Dataset entries →

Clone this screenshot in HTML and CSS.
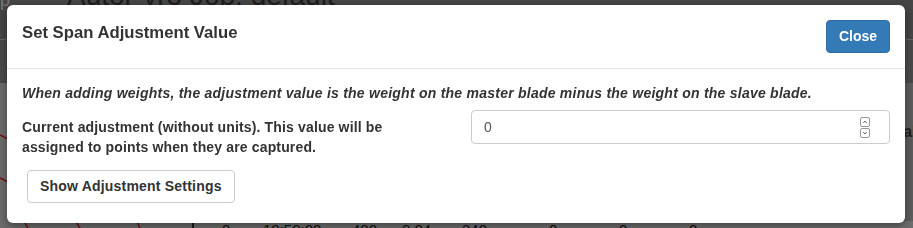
FILE: index.html
```html
<!DOCTYPE html>
<html>
  <head>
    <meta charset="UTF-8" />
    <title>Autor-vro | Job</title>
    <link rel="stylesheet" href="styles.css">
  </head>
  <body>
    <div class="page">
      <div class="topbar">
        <span class="brand">p</span>
        <h1 class="job-title">Autor-vro Job: default</h1>
      </div>
      <div class="toolbar"></div>
      <div class="content">
        <div class="chart">
          <svg viewBox="0 0 192 145" class="chart-lines">
            <polyline points="0,52 10,57" />
            <polyline points="0,95 8,99" />
            <polyline points="18,128 28,145" />
            <polyline points="70,130 80,145" />
            <polyline points="132,128 140,145" />
          </svg>
        </div>
        <div class="grid">
          <div class="grid-head"><span class="head-cell">Balance</span></div>
          <div class="grid-row">
            <span class="cell c-idx">0</span>
            <span class="cell c-time">10:50:00</span>
            <span class="cell c-rpm">400</span>
            <span class="cell c-amp">0.04</span>
            <span class="cell c-ang">340</span>
            <span class="cell c-a">0</span>
            <span class="cell c-b">0</span>
            <span class="cell c-c">0</span>
          </div>
        </div>
      </div>
    </div>

    <div class="backdrop"></div>

    <div class="modal">
      <div class="modal-header">
        <h4 class="modal-title">Set Span Adjustment Value</h4>
        <button class="btn btn-primary">Close</button>
      </div>
      <div class="modal-body">
        <p class="hint">When adding weights, the adjustment value is the weight on the master blade minus the weight on the slave blade.</p>
        <div class="form-row">
          <label class="control-label" for="span-adjust">Current adjustment (without units). This value will be assigned to points when they are captured.</label>
          <div class="control">
            <div class="number-input">
              <input id="span-adjust" type="text" value="0" />
              <span class="spinner">
                <svg viewBox="0 0 10 10" class="spin"><path d="M3 6 L5 4 L7 6" /></svg>
                <svg viewBox="0 0 10 10" class="spin"><path d="M3 4 L5 6 L7 4" /></svg>
              </span>
            </div>
          </div>
        </div>
        <button class="btn btn-default">Show Adjustment Settings</button>
      </div>
    </div>
  </body>
</html>
```

FILE: styles.css
```css
:root {
  --text: #333;
  --border: #ccc;
  --primary: #337ab7;
}

html,
body {
  height: 228px;
}

body {
  margin: 0;
  font-family: "Liberation Sans", Arial, sans-serif;
  font-size: 14px;
  color: var(--text);
  background: #dadada;
  overflow: hidden;
}

/* page underneath the dialog */
.page {
  width: 913px;
  height: 228px;
  display: flex;
  flex-direction: column;
  overflow: hidden;
}

.topbar {
  height: 40px;
  flex: none;
  background: #8a8a8a;
  border-bottom: 1px solid #c8c8c8;
  display: flex;
  align-items: flex-start;
  box-sizing: border-box;
}

.brand {
  color: #e8e8e8;
  font-size: 18px;
  line-height: 1;
  margin-top: -9px;
  width: 67px;
}

.job-title {
  margin: -18px 0 0 0;
  font-size: 28px;
  font-weight: normal;
  line-height: 1;
  color: #3a3a3a;
}

.toolbar {
  height: 43px;
  flex: none;
  background: #929292;
}

.content {
  height: 145px;
  display: flex;
}

.chart {
  width: 192px;
  background: #d6d6d6;
  border-right: 2px solid #333;
}

.chart-lines {
  display: block;
  width: 192px;
  height: 145px;
  fill: none;
  stroke: #e02020;
  stroke-width: 1.5;
}

.grid {
  flex: 1;
  display: flex;
  flex-direction: column;
}

.grid-head {
  height: 138px;
  flex: none;
  background: #b8b8b8;
  display: flex;
  justify-content: flex-end;
  align-items: center;
}

.head-cell {
  font-size: 16px;
  font-weight: bold;
  color: #444;
  margin-right: -40px;
  padding-bottom: 40px;
}

.grid-row {
  height: 7px;
  background: #dadada;
  position: relative;
  font-size: 15px;
  line-height: 17px;
  color: #222;
}

.cell {
  position: absolute;
  top: 0;
}

.c-idx { left: 28px; }
.c-time { left: 69px; }
.c-rpm { left: 158px; }
.c-amp { left: 208px; }
.c-ang { left: 268px; }
.c-a { left: 355px; }
.c-b { left: 425px; }
.c-c { left: 495px; }

.backdrop {
  position: fixed;
  inset: 0;
  background: rgba(0, 0, 0, 0.5);
}

/* dialog */
.modal {
  position: fixed;
  top: 5px;
  left: 7px;
  width: 898px;
  height: 218px;
  box-sizing: border-box;
  background: #fff;
  border-radius: 6px;
  box-shadow: 0 3px 9px rgba(0, 0, 0, 0.4);
  display: flex;
  flex-direction: column;
}

.modal-header {
  padding: 15px;
  border-bottom: 1px solid #e5e5e5;
  display: flex;
  justify-content: space-between;
  align-items: flex-start;
}

.modal-title {
  margin: 0;
  font-size: 16.7px;
  line-height: 26px;
  font-weight: bold;
}

.btn {
  font-family: inherit;
  font-size: 14px;
  font-weight: bold;
  line-height: 19px;
  padding: 6px 12px;
  border-radius: 4px;
  border: 1px solid transparent;
  cursor: pointer;
}

.btn-primary {
  background: var(--primary);
  border-color: #2e6da4;
  color: #fff;
}

.btn-default {
  background: #fff;
  border-color: var(--border);
  color: var(--text);
  align-self: flex-start;
  margin-left: 5px;
  letter-spacing: 0.2px;
}

.modal-body {
  padding: 15px;
  display: flex;
  flex-direction: column;
}

.hint {
  margin: 0 0 8px 0;
  font-weight: bold;
  font-style: italic;
  line-height: 18px;
  letter-spacing: 0.24px;
}

.form-row {
  display: flex;
  gap: 30px;
  margin-bottom: 13px;
}

.control-label {
  flex: 1;
  padding-top: 7px;
  font-weight: bold;
  line-height: 20px;
  letter-spacing: 0.15px;
}

.control {
  flex: 1;
}

.number-input {
  height: 34px;
  box-sizing: border-box;
  border: 1px solid var(--border);
  border-radius: 4px;
  display: flex;
  align-items: center;
  padding: 0 19px 0 12px;
}

.number-input input {
  flex: 1;
  border: none;
  outline: none;
  padding: 0;
  font-family: inherit;
  font-size: 14px;
  color: #555;
}

.spinner {
  display: flex;
  flex-direction: column;
  gap: 1px;
}

.spin {
  display: block;
  width: 10px;
  height: 10px;
  box-sizing: border-box;
  border: 1px solid #999;
  border-radius: 2px;
  fill: none;
  stroke: #333;
  stroke-width: 1.2;
}
```
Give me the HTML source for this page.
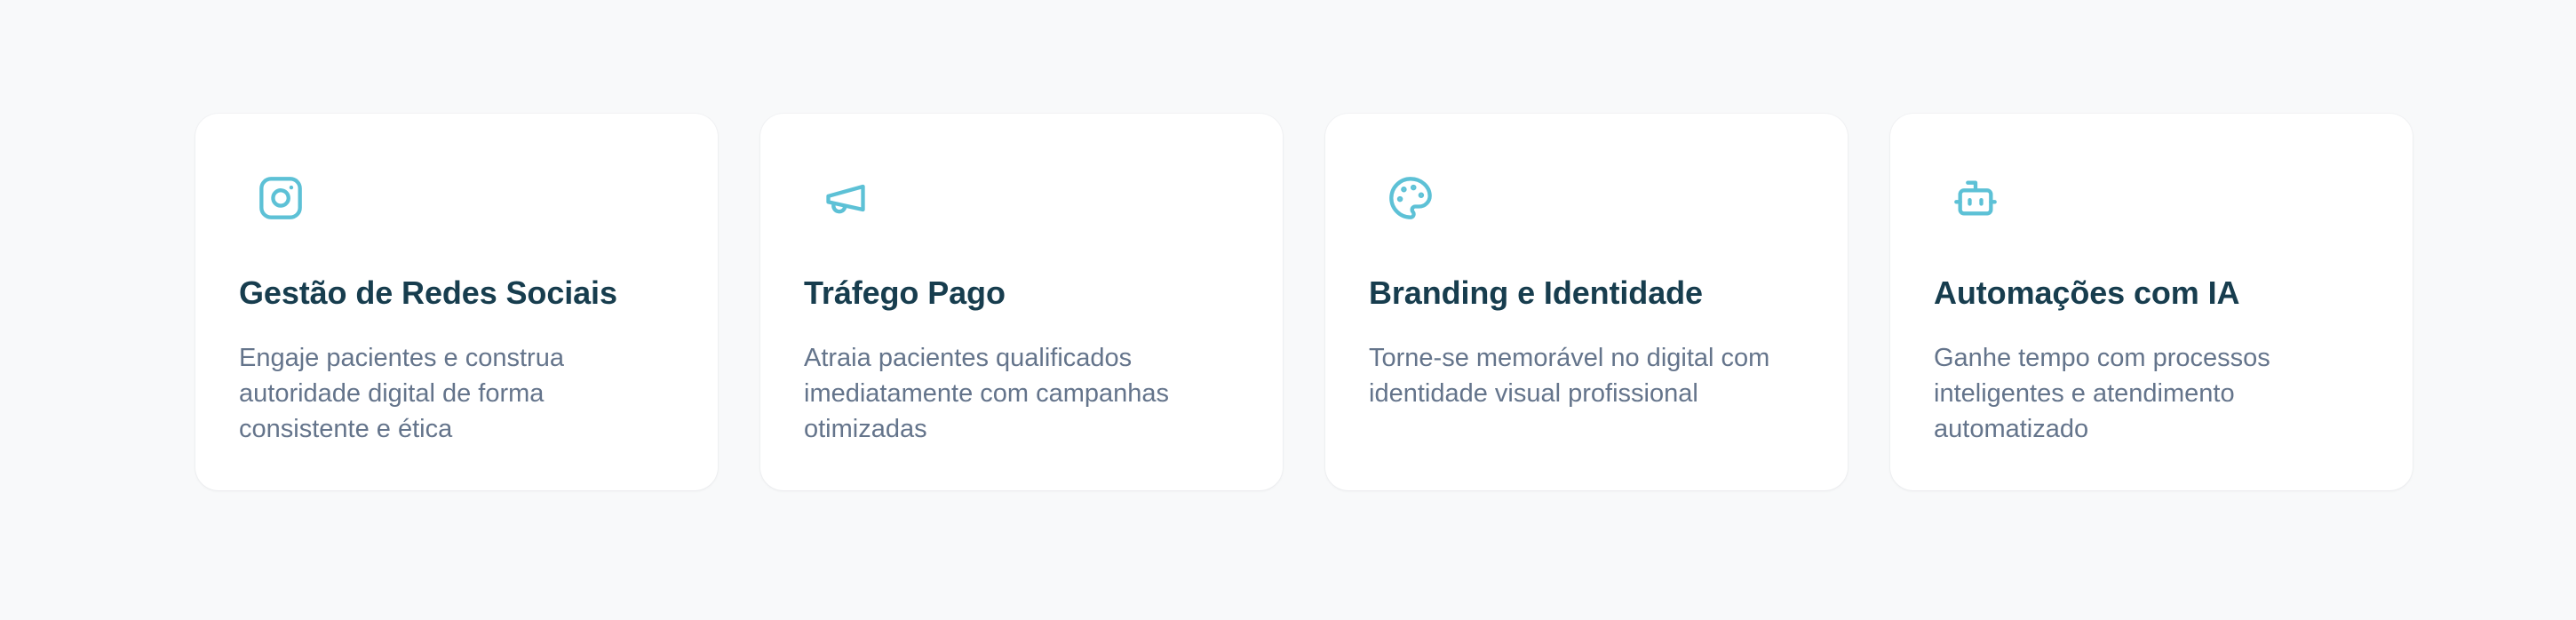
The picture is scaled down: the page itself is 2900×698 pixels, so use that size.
<!DOCTYPE html>
<html><head><meta charset="utf-8"><style>
html,body{margin:0;padding:0}
body{width:2900px;height:698px;background:#f8f9fa;position:relative;overflow:hidden;font-family:"Liberation Sans",sans-serif}
.card{position:absolute;top:128px;width:588px;height:424px;background:#fff;border-radius:26px;box-shadow:0 1px 3px rgba(15,23,42,0.05),0 0 0 1px rgba(15,23,42,0.02)}
.card svg{position:absolute;left:70px;top:197px;margin-top:-128px}
.t{position:absolute;left:49px;top:184px;font-size:36px;line-height:36px;font-weight:700;color:#173d4e;white-space:nowrap;letter-spacing:-0.1px}
.d{position:absolute;left:49px;top:255px;font-size:29px;line-height:40px;color:#64748b;white-space:nowrap}
</style></head><body>
<div class="card" style="left:220px">
<svg width="52" height="52" viewBox="0 0 24 24" fill="none" stroke="#5dc1d6" stroke-width="2" stroke-linecap="round" stroke-linejoin="round"><rect x="2" y="2" width="20" height="20" rx="5"/><path d="M16 11.37A4 4 0 1 1 12.63 8 4 4 0 0 1 16 11.37z"/><line x1="17.5" y1="6.5" x2="17.51" y2="6.5"/></svg>
<div class="t">Gestão de Redes Sociais</div>
<div class="d">Engaje pacientes e construa<br>autoridade digital de forma<br>consistente e ética</div>
</div>
<div class="card" style="left:856px">
<svg width="52" height="52" viewBox="0 0 24 24" fill="none" stroke="#5dc1d6" stroke-width="2" stroke-linecap="round" stroke-linejoin="round"><path d="m3 11 18-5v12L3 14v-3z"/><path d="M11.6 16.8a3 3 0 1 1-5.8-1.6"/></svg>
<div class="t">Tráfego Pago</div>
<div class="d">Atraia pacientes qualificados<br>imediatamente com campanhas<br>otimizadas</div>
</div>
<div class="card" style="left:1492px">
<svg width="52" height="52" viewBox="0 0 24 24" fill="none" stroke="#5dc1d6" stroke-width="2" stroke-linecap="round" stroke-linejoin="round"><circle cx="13.5" cy="6.5" r=".5" fill="#5dc1d6"/><circle cx="17.5" cy="10.5" r=".5" fill="#5dc1d6"/><circle cx="8.5" cy="7.5" r=".5" fill="#5dc1d6"/><circle cx="6.5" cy="12.5" r=".5" fill="#5dc1d6"/><path d="M12 2C6.5 2 2 6.5 2 12s4.5 10 10 10c.926 0 1.648-.746 1.648-1.688 0-.437-.18-.835-.437-1.125-.29-.289-.438-.652-.438-1.125a1.64 1.64 0 0 1 1.668-1.668h1.996c3.051 0 5.555-2.503 5.555-5.554C21.965 6.012 17.461 2 12 2z"/></svg>
<div class="t">Branding e Identidade</div>
<div class="d">Torne-se memorável no digital com<br>identidade visual profissional</div>
</div>
<div class="card" style="left:2128px">
<svg width="52" height="52" viewBox="0 0 24 24" fill="none" stroke="#5dc1d6" stroke-width="2" stroke-linecap="round" stroke-linejoin="round"><path d="M12 8V4H8"/><rect x="4" y="8" width="16" height="12" rx="2"/><path d="M2 14h2"/><path d="M20 14h2"/><path d="M15 13v2"/><path d="M9 13v2"/></svg>
<div class="t">Automações com IA</div>
<div class="d">Ganhe tempo com processos<br>inteligentes e atendimento<br>automatizado</div>
</div>
</body></html>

Exercise details → Go through the records line by line and count those containing the string "size". Give only the total.

Result → 11